The most common reason to get a destination net unreachable error is a faulty routing table either on your computer or on the router itself. If it is a home network, the best solution is to power off the router, modem, hub, and PC on your network and restarts them after 2 minutes. It is called a Power cycle and it works most times.

Source: https://www.corenetworkz.com/2009/05/destination-net-unreachable-icmp-error.html

1

Go to C:\Windows\System32\drivers\etc\ and open hosts in Notepad.

Delete all entries like this:

173.252.110.27 facebook.com
173.252.112.23 www.facebook.com
173.252.112.23 login.facebook.com
69.171.242.27 upload.facebook.com
66.220.152.19 graph.facebook.com
173.252.101.48 pixel.facebook.com
173.252.100.27 apps.facebook.com

Save the file.

0

You could try to flush your DNS. Open CMD and:

ipconfig /flushdns

Check your IPV4 and IPV6 (if available) DNS servers. I had this same issue in the past and I made a mistake with my IPV6. But at the end a good flush did the job!

-2

In my case I had to disable IPv6 to make this problem go away.
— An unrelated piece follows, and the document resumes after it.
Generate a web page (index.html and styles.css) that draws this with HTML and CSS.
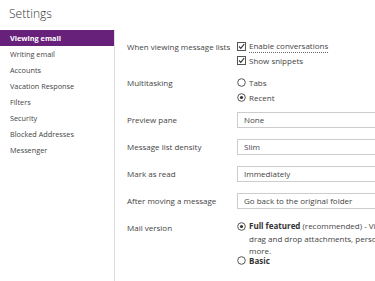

For some reason all the ping requests were defaulting to IPv6.

If I did a "ping google.com -4" I would get a reply. That forces it to use IPv4 If I did a ping without the -4, it wouldn't work and neither would anything else (browsers, email, etc).

While there is probably a better fix, for the time being I just disabled IPv6 in the NIC properties and that solved the problem right away.